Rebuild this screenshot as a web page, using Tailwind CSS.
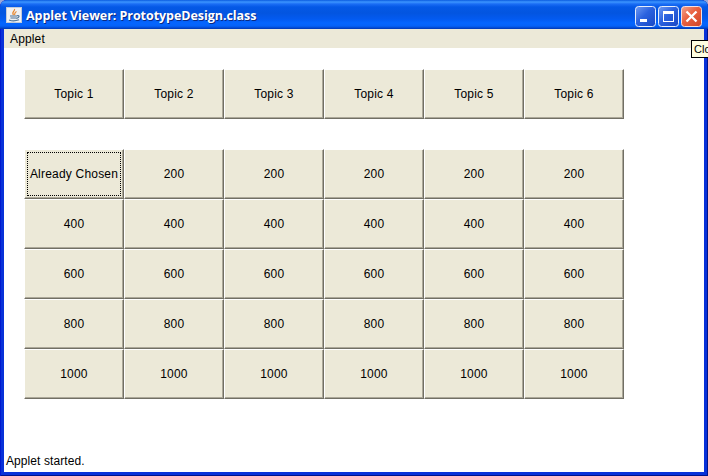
<!DOCTYPE html>
<html lang="en">
<head>
<meta charset="utf-8">
<title>Applet Viewer</title>
<script src="https://cdn.jsdelivr.net/npm/@tailwindcss/browser@4"></script>
</head>
<body class="w-[708px] h-[476px] overflow-hidden bg-[#9aa8d8] font-['Liberation_Sans',Arial,sans-serif] text-[12px] text-black">
<div class="relative flex flex-col w-[708px] h-[476px] rounded-t-[7px] overflow-hidden bg-[#0831d9] shadow-[inset_1px_0_#0019cf,inset_-1px_0_#00138c,inset_0_-1px_#00138c]">
  <header class="flex items-center h-[29px] shrink-0 pl-[6px] pr-[6px] bg-[linear-gradient(to_bottom,#0a5be0_0px,#3c95ff_2px,#1a6df5_4px,#0458e6_7px,#0355e0_13px,#035af0_19px,#0566ff_23px,#0562f8_26px,#0347ce_28px,#0037b0_29px)]">
    <svg class="w-4 h-4 mt-px shrink-0" viewBox="0 0 16 16" fill="none">
      <rect x="0.5" y="0.5" width="15" height="15" fill="#f0f1f3" stroke="#c3cbd8"/>
      <path d="M8.500 2C9.500 4 5 5 7.500 8M10.500 4.500C8 5.800 9.200 6.500 8.500 8" stroke="#e8862c" stroke-width="1.200"/>
      <path d="M4 9h7M4.500 11h6M11 8.800c3-1 2.500 2-.5 2.500M3 13c3 1.200 7 1 10-.2" stroke="#4f7396" stroke-width="1.200"/>
    </svg>
    <h1 class="ml-[4px] mt-[3px] whitespace-nowrap font-['Open_Sans',sans-serif] text-[12.5px] leading-[16px] font-bold text-white tracking-[-0.05px] [text-shadow:1px_1px_#0b2a82]">Applet Viewer: PrototypeDesign.class</h1>
    <div class="ml-auto flex gap-[2px] mt-[3px]">
      <svg class="w-[21px] h-[21px]" viewBox="0 0 21 21"><defs><linearGradient id="b" x2="1" y2="1"><stop stop-color="#6f9bf3"/><stop offset=".45" stop-color="#2b62df"/><stop offset="1" stop-color="#1947c4"/></linearGradient></defs><rect x=".5" y=".5" width="20" height="20" rx="3" fill="url(#b)" stroke="#e5edfc"/><path d="M5 13h7v3H5z" fill="#fff"/></svg>
      <svg class="w-[21px] h-[21px]" viewBox="0 0 21 21"><rect x=".5" y=".5" width="20" height="20" rx="3" fill="url(#b)" stroke="#e5edfc"/><path d="M5 5h11v11H5zM6 8v7h9V8z" fill="#fff" fill-rule="evenodd"/></svg>
      <svg class="w-[21px] h-[21px]" viewBox="0 0 21 21"><defs><linearGradient id="r" x2="1" y2="1"><stop stop-color="#f2a48f"/><stop offset=".45" stop-color="#e9603f"/><stop offset="1" stop-color="#d04526"/></linearGradient></defs><rect x=".5" y=".5" width="20" height="20" rx="3" fill="url(#r)" stroke="#f5dfe0"/><path d="M5.500 5.500l10 10M15.500 5.500l-10 10" stroke="#fff" stroke-width="2.300"/></svg>
    </div>
  </header>
  <div class="flex flex-col flex-1 mx-[4px] mb-[4px] bg-white">
    <nav class="h-[19px] bg-[#ece9d8] pl-[6px] leading-[20px] tracking-[0.15px]">Applet</nav>
    <main class="flex-1 pl-[20px] pt-[21px]">
      <div id="topics" class="grid grid-cols-[repeat(6,100px)] auto-rows-[50px] w-[600px]"></div>
      <div id="scores" class="grid grid-cols-[repeat(6,100px)] auto-rows-[50px] w-[600px] mt-[30px]"></div>
    </main>
    <footer class="h-[19px] pl-[2px] leading-[16px] tracking-[0.08px]">Applet started.</footer>
  </div>
</div>
<div class="absolute left-[691px] top-[40px] w-[40px] h-[18px] border border-black bg-[#ffffe1] pl-[2px] text-[11px] leading-[17px]">Close</div>
<script>
  const face = 'relative flex items-center justify-center bg-[#ece9d8] border-l border-t border-l-white border-t-white border-r border-b border-r-[#716f64] border-b-[#716f64] shadow-[inset_-1px_-1px_#aca899] whitespace-nowrap tracking-[0.2px] pb-px';
  function add(parent, label, focused) {
    const b = document.createElement('button');
    b.className = face;
    b.textContent = label;
    if (focused) {
      const f = document.createElement('span');
      f.className = 'absolute left-[2px] top-[2px] w-[94px] h-[44px] border border-dotted border-black';
      b.append(f);
    }
    document.getElementById(parent).append(b);
  }
  for (let i = 1; i <= 6; i++) add('topics', 'Topic ' + i);
  for (const v of [200, 400, 600, 800, 1000])
    for (let c = 0; c < 6; c++) {
      const chosen = v === 200 && c === 0;
      add('scores', chosen ? 'Already Chosen' : v, chosen);
    }
</script>
</body>
</html>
.....
» Problem to solve: Without the pictures, copy the material exactly as given.

» Answer below:
Rebuild this screenshot as a web page, using Tailwind CSS.
<!DOCTYPE html>
<html lang="en">
<head>
<meta charset="utf-8">
<title>Applet Viewer</title>
<script src="https://cdn.jsdelivr.net/npm/@tailwindcss/browser@4"></script>
</head>
<body class="w-[708px] h-[476px] overflow-hidden bg-[#9aa8d8] font-['Liberation_Sans',Arial,sans-serif] text-[12px] text-black">
<div class="relative flex flex-col w-[708px] h-[476px] rounded-t-[7px] overflow-hidden bg-[#0831d9] shadow-[inset_1px_0_#0019cf,inset_-1px_0_#00138c,inset_0_-1px_#00138c]">
  <header class="flex items-center h-[29px] shrink-0 pl-[6px] pr-[6px] bg-[linear-gradient(to_bottom,#0a5be0_0px,#3c95ff_2px,#1a6df5_4px,#0458e6_7px,#0355e0_13px,#035af0_19px,#0566ff_23px,#0562f8_26px,#0347ce_28px,#0037b0_29px)]">
    <svg class="w-4 h-4 mt-px shrink-0" viewBox="0 0 16 16" fill="none">
      <rect x="0.5" y="0.5" width="15" height="15" fill="#f0f1f3" stroke="#c3cbd8"/>
      <path d="M8.500 2C9.500 4 5 5 7.500 8M10.500 4.500C8 5.800 9.200 6.500 8.500 8" stroke="#e8862c" stroke-width="1.200"/>
      <path d="M4 9h7M4.500 11h6M11 8.800c3-1 2.500 2-.5 2.500M3 13c3 1.200 7 1 10-.2" stroke="#4f7396" stroke-width="1.200"/>
    </svg>
    <h1 class="ml-[4px] mt-[3px] whitespace-nowrap font-['Open_Sans',sans-serif] text-[12.5px] leading-[16px] font-bold text-white tracking-[-0.05px] [text-shadow:1px_1px_#0b2a82]">Applet Viewer: PrototypeDesign.class</h1>
    <div class="ml-auto flex gap-[2px] mt-[3px]">
      <svg class="w-[21px] h-[21px]" viewBox="0 0 21 21"><defs><linearGradient id="b" x2="1" y2="1"><stop stop-color="#6f9bf3"/><stop offset=".45" stop-color="#2b62df"/><stop offset="1" stop-color="#1947c4"/></linearGradient></defs><rect x=".5" y=".5" width="20" height="20" rx="3" fill="url(#b)" stroke="#e5edfc"/><path d="M5 13h7v3H5z" fill="#fff"/></svg>
      <svg class="w-[21px] h-[21px]" viewBox="0 0 21 21"><rect x=".5" y=".5" width="20" height="20" rx="3" fill="url(#b)" stroke="#e5edfc"/><path d="M5 5h11v11H5zM6 8v7h9V8z" fill="#fff" fill-rule="evenodd"/></svg>
      <svg class="w-[21px] h-[21px]" viewBox="0 0 21 21"><defs><linearGradient id="r" x2="1" y2="1"><stop stop-color="#f2a48f"/><stop offset=".45" stop-color="#e9603f"/><stop offset="1" stop-color="#d04526"/></linearGradient></defs><rect x=".5" y=".5" width="20" height="20" rx="3" fill="url(#r)" stroke="#f5dfe0"/><path d="M5.500 5.500l10 10M15.500 5.500l-10 10" stroke="#fff" stroke-width="2.300"/></svg>
    </div>
  </header>
  <div class="flex flex-col flex-1 mx-[4px] mb-[4px] bg-white">
    <nav class="h-[19px] bg-[#ece9d8] pl-[6px] leading-[20px] tracking-[0.15px]">Applet</nav>
    <main class="flex-1 pl-[20px] pt-[21px]">
      <div id="topics" class="grid grid-cols-[repeat(6,100px)] auto-rows-[50px] w-[600px]"></div>
      <div id="scores" class="grid grid-cols-[repeat(6,100px)] auto-rows-[50px] w-[600px] mt-[30px]"></div>
    </main>
    <footer class="h-[19px] pl-[2px] leading-[16px] tracking-[0.08px]">Applet started.</footer>
  </div>
</div>
<div class="absolute left-[691px] top-[40px] w-[40px] h-[18px] border border-black bg-[#ffffe1] pl-[2px] text-[11px] leading-[17px]">Close</div>
<script>
  const face = 'relative flex items-center justify-center bg-[#ece9d8] border-l border-t border-l-white border-t-white border-r border-b border-r-[#716f64] border-b-[#716f64] shadow-[inset_-1px_-1px_#aca899] whitespace-nowrap tracking-[0.2px] pb-px';
  function add(parent, label, focused) {
    const b = document.createElement('button');
    b.className = face;
    b.textContent = label;
    if (focused) {
      const f = document.createElement('span');
      f.className = 'absolute left-[2px] top-[2px] w-[94px] h-[44px] border border-dotted border-black';
      b.append(f);
    }
    document.getElementById(parent).append(b);
  }
  for (let i = 1; i <= 6; i++) add('topics', 'Topic ' + i);
  for (const v of [200, 400, 600, 800, 1000])
    for (let c = 0; c < 6; c++) {
      const chosen = v === 200 && c === 0;
      add('scores', chosen ? 'Already Chosen' : v, chosen);
    }
</script>
</body>
</html>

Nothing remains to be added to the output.